Summer is intensely hot in Japan. While people have their own different ways of dealing with the heat, most stay inside air-conditioned rooms all day. However, this was not the case in the past as the older generation used a different method of cooling down. Their method is called “uchimizu,” which comes from the Japanese words “utsu” meaning “hit” or “strike” and “mizu” meaning “water.” This is the reason why you’ll often see wet streets during the summer days which can leave you wondering, “When did it rain?”

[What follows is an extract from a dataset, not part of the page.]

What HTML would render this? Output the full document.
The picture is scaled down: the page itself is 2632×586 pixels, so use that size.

It is quite easy to get a heat stroke if you don’t know how to properly deal with Japan’s summer season. Some of the things to watch out for, especially for those who are not used to high temperature and humidity, are exposure to direct sunlight and poor room ventilation. It is very important to get out of the heat and stay hydrated at all times.
Furthermore, wear light and comfortable clothes. Many stores in Japan, such as UNIQLO and Gap, offer clothes that are specially made for the summer season.

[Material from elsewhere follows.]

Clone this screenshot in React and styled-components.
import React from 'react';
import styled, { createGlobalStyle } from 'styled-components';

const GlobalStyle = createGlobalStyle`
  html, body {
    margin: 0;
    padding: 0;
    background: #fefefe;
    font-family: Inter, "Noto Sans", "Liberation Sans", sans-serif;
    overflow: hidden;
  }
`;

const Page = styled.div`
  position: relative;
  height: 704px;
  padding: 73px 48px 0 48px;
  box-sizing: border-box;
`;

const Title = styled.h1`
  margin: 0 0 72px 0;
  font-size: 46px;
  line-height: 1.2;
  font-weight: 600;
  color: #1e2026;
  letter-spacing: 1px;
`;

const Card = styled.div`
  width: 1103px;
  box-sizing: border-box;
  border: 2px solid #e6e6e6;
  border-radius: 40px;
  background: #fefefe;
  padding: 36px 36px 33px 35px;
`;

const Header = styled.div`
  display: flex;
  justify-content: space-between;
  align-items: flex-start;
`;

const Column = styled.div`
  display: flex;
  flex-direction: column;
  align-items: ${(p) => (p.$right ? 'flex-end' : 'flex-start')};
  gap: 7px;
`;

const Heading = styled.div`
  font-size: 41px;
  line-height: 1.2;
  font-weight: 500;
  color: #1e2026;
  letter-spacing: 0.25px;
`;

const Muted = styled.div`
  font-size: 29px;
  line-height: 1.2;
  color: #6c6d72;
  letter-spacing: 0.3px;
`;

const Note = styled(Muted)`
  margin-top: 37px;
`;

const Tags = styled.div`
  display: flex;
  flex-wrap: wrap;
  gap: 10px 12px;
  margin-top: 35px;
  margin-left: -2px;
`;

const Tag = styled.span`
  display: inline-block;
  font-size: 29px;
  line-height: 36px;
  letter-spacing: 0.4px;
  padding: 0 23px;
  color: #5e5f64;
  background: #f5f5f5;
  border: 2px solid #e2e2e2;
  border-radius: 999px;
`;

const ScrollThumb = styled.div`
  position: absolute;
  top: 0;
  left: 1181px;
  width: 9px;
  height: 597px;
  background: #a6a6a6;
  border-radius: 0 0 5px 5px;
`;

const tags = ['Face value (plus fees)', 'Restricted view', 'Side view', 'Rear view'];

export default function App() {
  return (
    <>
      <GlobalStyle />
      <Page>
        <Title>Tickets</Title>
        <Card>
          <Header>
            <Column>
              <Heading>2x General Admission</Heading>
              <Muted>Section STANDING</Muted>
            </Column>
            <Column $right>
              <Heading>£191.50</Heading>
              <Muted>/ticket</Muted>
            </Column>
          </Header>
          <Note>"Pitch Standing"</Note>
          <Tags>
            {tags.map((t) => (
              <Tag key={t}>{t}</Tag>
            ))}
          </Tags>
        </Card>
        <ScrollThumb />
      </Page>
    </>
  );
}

If you find yourself sweating a lot, you should drink plenty of water to make up for all the fluids lost. Always carry body wipes with you so that you can wipe off your sweat and have that refreshing feeling. You can also opt to stay in an air-conditioned room all day, but this can be too expensive if you do it on a daily basis.
So what is this traditional way of cooling down in Japan called “uchimizu?” If you happen to see old ladies sprinkling water on the ground, that’s basically what uchimizu is. It is said that this practice is done to get rid of dust in the streets but is actually also believed to lower the temperature.
Traditionally, uchimizu is done while wearing a summer kimono or yukata and using a bucket and a ladle. Then, people sprinkle water around their homes to cool down the temperature. Since cities heat up faster than the rural areas as buildings absorb and retain more solar radiation, uchimizu is a perfect way to cool down the heat. People who use the method of uchimizu generally conclude that it works in lessening the temperature.
Don’t be surprised if you happen to see people dressed in yukata sprinkling water on paths and pavements. This is a widely accepted tradition in Japan, especially during summer days, which makes the cultural traditions and practices in the country even more interesting.